Aim of the task
Filter this data down to the lines that hold "index", and copy them.

Records provided
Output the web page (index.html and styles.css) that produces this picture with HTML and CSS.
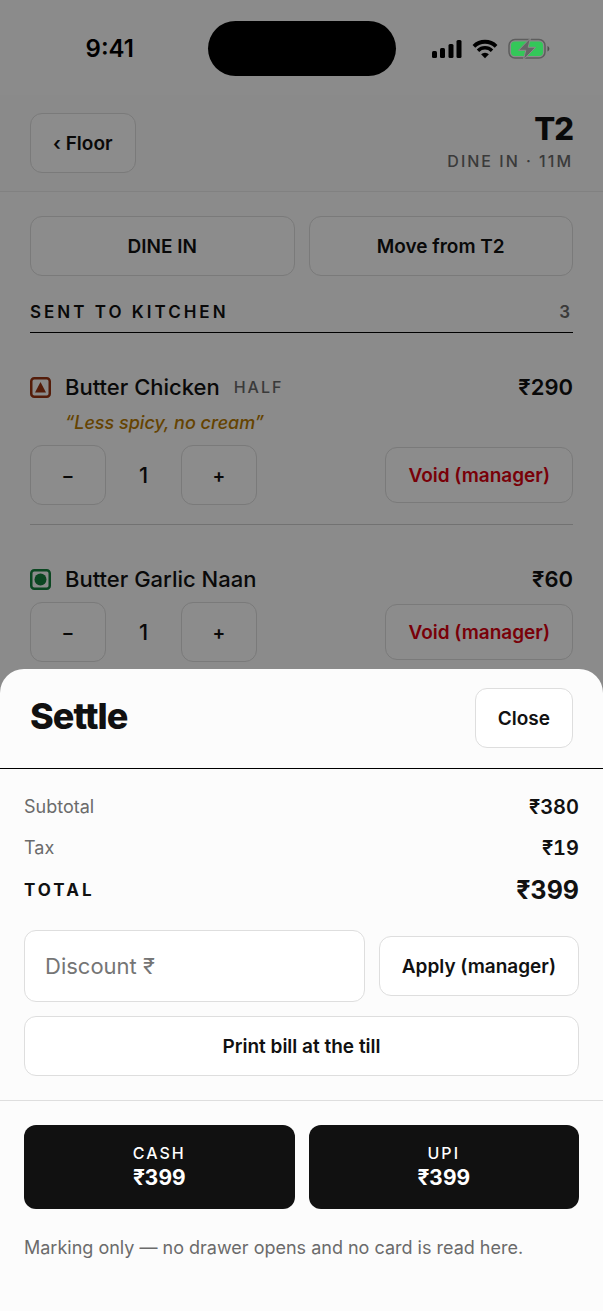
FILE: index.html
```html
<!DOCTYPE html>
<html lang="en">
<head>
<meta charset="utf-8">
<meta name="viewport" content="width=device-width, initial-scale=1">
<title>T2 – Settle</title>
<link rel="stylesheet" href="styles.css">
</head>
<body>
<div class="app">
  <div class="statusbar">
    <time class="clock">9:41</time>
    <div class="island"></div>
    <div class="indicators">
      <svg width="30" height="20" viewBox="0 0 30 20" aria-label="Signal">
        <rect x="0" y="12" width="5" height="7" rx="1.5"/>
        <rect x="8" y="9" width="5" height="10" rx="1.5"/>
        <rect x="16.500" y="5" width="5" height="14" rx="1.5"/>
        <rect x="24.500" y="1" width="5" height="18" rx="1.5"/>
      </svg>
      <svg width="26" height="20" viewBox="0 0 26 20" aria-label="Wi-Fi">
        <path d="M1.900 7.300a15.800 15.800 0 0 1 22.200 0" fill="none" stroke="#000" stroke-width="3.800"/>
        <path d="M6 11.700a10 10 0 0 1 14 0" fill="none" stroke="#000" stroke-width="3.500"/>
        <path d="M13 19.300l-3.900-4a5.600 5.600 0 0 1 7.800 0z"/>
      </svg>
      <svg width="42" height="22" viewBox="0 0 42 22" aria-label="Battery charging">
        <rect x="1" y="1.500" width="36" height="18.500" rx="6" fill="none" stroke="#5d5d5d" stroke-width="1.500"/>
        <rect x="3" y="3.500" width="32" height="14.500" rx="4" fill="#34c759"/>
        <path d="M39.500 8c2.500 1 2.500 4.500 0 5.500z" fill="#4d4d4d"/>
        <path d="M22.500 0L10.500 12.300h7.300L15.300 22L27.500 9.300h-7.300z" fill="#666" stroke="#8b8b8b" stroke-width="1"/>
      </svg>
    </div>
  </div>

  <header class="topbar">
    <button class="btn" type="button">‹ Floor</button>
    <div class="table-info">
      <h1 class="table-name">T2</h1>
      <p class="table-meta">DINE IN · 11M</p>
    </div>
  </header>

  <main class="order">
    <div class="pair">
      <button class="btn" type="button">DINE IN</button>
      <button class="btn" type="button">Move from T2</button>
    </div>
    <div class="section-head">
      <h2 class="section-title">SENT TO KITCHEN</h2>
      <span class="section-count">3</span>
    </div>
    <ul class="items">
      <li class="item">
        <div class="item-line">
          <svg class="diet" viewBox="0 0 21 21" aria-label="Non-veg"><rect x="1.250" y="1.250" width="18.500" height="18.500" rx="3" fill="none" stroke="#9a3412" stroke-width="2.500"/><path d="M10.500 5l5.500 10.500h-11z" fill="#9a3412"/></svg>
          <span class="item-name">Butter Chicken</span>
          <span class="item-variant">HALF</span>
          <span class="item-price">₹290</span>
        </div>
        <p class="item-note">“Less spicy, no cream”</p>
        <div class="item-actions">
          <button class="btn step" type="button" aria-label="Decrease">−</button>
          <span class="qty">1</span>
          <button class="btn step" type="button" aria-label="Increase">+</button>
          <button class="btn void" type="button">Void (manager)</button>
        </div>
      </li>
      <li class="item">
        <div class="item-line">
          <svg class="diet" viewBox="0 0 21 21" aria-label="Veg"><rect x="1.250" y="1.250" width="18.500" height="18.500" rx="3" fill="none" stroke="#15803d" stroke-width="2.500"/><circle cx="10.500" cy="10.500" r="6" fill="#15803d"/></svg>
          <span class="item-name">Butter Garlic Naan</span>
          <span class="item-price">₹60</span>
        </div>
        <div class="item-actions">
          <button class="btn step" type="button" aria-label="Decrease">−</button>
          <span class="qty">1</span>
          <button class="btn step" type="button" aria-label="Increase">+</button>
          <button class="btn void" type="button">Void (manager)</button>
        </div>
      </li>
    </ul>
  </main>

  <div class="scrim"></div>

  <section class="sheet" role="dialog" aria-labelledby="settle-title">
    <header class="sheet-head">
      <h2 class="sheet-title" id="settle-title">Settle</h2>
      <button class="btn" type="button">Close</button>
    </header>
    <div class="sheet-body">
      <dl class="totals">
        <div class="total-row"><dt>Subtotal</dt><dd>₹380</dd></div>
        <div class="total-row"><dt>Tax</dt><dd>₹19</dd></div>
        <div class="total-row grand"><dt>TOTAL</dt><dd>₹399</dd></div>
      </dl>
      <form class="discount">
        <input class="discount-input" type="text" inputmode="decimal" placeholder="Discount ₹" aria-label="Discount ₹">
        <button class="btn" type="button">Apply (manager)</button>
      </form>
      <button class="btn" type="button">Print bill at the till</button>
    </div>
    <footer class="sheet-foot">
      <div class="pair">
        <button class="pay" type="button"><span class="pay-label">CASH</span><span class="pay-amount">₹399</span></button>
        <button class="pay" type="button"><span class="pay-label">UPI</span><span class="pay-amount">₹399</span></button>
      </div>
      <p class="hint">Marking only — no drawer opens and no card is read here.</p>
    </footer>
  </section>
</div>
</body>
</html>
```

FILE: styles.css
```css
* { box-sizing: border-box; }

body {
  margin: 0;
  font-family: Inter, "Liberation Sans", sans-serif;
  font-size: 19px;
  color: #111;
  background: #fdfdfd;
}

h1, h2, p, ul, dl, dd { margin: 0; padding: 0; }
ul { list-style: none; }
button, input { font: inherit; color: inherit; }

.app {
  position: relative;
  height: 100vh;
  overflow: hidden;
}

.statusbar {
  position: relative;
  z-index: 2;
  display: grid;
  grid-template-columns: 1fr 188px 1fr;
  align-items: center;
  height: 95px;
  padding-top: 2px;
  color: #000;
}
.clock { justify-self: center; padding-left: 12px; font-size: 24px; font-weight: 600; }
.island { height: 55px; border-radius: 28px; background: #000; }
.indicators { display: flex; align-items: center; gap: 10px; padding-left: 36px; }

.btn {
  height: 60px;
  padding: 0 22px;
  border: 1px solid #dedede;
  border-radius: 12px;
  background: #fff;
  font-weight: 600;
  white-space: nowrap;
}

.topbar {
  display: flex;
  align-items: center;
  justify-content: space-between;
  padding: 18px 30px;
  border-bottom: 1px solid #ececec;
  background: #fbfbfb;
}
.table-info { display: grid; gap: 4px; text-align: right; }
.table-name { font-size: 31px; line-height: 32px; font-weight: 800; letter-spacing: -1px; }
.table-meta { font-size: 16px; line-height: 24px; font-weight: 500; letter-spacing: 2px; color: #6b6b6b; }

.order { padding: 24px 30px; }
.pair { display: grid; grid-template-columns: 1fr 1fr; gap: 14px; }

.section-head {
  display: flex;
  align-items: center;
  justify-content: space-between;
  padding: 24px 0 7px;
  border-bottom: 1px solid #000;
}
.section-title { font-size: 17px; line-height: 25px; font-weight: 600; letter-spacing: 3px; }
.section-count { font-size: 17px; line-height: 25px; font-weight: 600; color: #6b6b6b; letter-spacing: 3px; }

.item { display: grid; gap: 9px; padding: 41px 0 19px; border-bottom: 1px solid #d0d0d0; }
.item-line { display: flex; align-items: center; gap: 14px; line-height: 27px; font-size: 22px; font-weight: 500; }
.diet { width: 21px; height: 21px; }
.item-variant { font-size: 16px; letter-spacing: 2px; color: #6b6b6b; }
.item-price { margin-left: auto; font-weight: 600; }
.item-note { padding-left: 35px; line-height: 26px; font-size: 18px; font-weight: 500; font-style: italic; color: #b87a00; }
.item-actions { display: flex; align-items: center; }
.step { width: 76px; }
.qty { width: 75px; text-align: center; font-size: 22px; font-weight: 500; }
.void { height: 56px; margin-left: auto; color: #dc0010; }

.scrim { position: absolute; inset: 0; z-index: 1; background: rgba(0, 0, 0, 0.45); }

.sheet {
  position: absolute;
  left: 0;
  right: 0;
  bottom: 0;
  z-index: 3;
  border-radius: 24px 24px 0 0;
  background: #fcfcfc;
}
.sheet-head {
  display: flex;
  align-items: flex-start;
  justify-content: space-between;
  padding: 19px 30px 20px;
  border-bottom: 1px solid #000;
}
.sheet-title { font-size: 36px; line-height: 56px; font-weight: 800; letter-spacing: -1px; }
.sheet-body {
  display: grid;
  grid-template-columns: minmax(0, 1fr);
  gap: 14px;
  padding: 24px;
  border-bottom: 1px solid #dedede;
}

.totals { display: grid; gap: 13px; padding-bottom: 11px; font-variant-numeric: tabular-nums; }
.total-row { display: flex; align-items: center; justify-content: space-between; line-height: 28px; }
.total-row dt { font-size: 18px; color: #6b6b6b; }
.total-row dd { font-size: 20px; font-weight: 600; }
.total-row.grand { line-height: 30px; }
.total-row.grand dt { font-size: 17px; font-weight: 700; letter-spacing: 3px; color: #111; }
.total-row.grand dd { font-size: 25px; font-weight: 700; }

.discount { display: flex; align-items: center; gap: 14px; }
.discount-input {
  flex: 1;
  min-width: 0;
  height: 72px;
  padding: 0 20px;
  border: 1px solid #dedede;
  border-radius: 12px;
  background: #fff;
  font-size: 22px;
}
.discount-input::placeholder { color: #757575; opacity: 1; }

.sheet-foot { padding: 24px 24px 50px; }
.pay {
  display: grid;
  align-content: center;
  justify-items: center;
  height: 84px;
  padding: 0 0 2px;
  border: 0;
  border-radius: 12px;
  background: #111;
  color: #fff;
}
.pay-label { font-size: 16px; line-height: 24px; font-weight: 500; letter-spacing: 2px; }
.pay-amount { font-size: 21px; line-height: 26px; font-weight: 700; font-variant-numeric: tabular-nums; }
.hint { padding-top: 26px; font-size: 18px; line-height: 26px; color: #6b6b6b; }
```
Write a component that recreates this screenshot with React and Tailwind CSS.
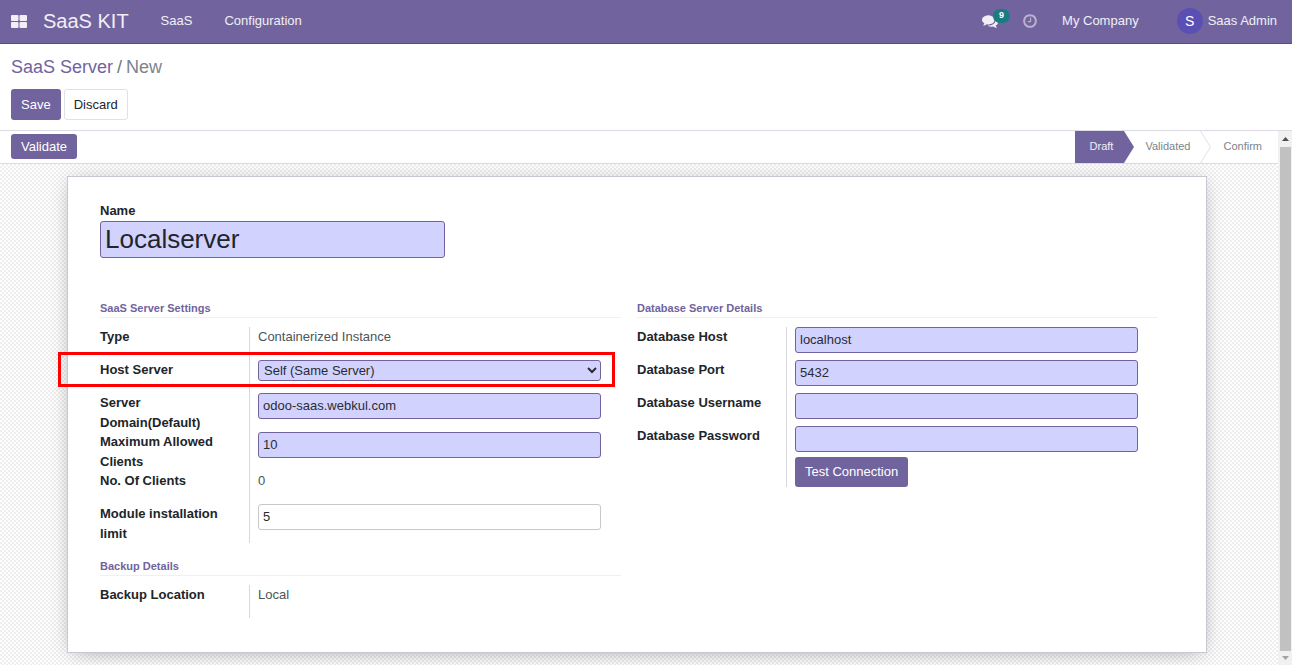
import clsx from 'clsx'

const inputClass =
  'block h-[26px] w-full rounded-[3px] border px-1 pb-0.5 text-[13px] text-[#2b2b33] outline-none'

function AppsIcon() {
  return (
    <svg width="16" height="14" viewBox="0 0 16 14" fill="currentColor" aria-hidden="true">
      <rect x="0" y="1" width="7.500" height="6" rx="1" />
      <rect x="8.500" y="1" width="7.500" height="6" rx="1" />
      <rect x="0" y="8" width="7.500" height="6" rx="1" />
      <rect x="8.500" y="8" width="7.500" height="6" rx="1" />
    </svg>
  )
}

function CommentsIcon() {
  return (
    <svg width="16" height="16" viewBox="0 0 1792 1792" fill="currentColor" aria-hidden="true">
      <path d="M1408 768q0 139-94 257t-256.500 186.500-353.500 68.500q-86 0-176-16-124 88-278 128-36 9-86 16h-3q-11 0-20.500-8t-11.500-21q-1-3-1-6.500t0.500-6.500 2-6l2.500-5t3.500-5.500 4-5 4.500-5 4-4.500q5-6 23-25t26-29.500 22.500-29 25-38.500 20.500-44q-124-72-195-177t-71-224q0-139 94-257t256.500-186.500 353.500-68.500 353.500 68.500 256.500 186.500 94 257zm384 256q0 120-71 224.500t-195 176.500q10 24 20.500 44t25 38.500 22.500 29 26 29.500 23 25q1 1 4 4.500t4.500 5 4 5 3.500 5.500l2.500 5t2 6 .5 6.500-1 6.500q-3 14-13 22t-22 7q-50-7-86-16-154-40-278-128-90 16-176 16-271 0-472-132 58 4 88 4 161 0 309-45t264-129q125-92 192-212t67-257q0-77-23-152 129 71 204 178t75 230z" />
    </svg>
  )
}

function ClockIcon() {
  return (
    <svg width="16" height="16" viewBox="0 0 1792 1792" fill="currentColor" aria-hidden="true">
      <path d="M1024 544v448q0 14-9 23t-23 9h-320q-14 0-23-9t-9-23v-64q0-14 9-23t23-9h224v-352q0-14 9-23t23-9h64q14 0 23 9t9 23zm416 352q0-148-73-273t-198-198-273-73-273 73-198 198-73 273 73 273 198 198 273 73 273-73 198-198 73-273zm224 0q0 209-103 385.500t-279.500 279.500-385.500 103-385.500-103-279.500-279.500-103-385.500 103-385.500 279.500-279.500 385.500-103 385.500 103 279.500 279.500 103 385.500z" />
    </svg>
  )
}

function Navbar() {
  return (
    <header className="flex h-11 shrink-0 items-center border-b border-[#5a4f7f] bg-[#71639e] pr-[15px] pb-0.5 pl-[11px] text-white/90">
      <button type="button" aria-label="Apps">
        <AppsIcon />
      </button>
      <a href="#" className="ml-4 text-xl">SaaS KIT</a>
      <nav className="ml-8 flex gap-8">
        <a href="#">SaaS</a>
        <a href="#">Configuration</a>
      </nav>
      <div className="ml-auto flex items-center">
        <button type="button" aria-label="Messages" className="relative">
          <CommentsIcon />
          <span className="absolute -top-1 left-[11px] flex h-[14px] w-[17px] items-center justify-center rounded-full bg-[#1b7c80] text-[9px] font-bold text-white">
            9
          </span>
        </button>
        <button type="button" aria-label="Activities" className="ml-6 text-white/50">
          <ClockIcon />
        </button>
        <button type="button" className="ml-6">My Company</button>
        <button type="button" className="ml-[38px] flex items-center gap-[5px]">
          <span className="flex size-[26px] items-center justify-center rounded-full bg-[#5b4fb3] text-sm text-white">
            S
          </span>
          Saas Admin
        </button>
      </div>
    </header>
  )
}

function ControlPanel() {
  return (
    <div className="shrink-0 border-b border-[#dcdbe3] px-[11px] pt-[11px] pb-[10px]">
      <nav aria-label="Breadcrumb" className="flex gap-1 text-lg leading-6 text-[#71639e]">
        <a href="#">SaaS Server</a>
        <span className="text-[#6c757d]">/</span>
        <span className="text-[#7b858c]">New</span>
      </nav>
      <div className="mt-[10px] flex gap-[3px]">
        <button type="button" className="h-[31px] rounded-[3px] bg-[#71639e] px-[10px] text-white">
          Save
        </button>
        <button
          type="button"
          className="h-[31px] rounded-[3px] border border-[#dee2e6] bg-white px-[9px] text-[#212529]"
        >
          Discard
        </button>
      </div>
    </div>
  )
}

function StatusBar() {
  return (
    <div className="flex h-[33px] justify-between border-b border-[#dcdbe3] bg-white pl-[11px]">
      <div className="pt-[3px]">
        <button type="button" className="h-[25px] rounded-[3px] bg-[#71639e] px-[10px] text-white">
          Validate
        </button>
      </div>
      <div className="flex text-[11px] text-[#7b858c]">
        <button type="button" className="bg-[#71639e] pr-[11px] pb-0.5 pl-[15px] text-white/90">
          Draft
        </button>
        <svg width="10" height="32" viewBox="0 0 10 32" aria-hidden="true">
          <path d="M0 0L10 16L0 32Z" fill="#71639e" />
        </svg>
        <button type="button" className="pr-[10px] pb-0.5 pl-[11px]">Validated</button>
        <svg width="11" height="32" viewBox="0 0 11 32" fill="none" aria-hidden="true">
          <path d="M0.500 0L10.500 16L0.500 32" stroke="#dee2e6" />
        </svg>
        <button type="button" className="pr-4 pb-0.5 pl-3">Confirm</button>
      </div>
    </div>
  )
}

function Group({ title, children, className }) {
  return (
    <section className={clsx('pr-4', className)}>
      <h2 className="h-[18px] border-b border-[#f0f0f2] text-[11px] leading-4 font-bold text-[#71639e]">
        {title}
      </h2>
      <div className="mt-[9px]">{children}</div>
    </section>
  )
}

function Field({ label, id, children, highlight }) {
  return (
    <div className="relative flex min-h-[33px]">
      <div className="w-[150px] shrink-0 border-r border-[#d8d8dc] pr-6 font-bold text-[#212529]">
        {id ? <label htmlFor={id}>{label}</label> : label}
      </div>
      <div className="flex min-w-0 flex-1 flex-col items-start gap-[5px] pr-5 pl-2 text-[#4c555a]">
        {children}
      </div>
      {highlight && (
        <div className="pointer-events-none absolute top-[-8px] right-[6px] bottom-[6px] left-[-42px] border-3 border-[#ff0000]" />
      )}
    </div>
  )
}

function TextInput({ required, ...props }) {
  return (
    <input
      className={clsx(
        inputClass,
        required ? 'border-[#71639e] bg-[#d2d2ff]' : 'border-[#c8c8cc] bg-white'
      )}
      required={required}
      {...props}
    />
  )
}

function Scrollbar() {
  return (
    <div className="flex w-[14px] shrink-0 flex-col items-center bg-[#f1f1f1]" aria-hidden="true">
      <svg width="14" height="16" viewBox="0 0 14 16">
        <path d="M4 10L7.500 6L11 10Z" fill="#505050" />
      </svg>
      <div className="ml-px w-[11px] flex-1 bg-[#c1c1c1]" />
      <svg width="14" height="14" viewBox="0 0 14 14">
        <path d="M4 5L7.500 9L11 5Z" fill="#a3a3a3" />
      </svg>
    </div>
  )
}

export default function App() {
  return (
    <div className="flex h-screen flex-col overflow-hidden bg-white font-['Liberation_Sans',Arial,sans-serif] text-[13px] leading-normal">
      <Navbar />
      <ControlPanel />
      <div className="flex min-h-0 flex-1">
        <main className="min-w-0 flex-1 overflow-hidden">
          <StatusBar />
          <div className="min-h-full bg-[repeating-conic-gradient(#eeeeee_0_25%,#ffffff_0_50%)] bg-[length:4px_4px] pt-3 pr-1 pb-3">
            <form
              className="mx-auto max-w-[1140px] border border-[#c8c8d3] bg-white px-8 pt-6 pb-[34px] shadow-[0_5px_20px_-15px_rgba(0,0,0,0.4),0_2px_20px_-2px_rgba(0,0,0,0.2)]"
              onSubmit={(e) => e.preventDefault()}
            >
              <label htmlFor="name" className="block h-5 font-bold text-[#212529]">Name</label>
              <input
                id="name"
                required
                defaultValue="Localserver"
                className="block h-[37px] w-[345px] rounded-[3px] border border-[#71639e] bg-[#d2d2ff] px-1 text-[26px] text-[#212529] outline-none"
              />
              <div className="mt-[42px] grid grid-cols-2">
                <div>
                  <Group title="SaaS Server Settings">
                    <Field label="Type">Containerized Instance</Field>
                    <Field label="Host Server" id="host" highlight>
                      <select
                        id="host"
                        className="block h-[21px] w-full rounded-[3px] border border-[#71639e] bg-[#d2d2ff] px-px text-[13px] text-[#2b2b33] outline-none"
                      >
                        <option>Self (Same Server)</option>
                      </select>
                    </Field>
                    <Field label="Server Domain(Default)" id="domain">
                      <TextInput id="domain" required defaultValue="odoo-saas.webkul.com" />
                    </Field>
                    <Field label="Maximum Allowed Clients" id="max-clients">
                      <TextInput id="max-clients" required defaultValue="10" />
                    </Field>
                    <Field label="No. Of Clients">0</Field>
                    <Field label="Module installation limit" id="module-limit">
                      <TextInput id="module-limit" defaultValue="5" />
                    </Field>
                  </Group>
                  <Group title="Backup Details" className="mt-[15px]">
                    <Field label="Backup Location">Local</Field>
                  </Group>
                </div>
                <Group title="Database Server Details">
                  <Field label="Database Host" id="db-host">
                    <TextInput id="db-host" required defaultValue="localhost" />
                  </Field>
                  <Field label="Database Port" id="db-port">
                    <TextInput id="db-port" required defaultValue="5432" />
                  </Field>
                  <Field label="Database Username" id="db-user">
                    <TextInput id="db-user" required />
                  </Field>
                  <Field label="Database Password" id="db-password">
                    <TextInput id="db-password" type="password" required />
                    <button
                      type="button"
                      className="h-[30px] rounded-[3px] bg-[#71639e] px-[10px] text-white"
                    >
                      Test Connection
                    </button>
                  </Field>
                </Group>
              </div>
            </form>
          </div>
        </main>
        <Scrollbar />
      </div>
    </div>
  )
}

Response to the task
Output the web page (index.html and styles.css) that produces this picture with HTML and CSS.
FILE: index.html
  z-index: 2;
.scrim { position: absolute; inset: 0; z-index: 1; background: rgba(0, 0, 0, 0.45); }
  z-index: 3;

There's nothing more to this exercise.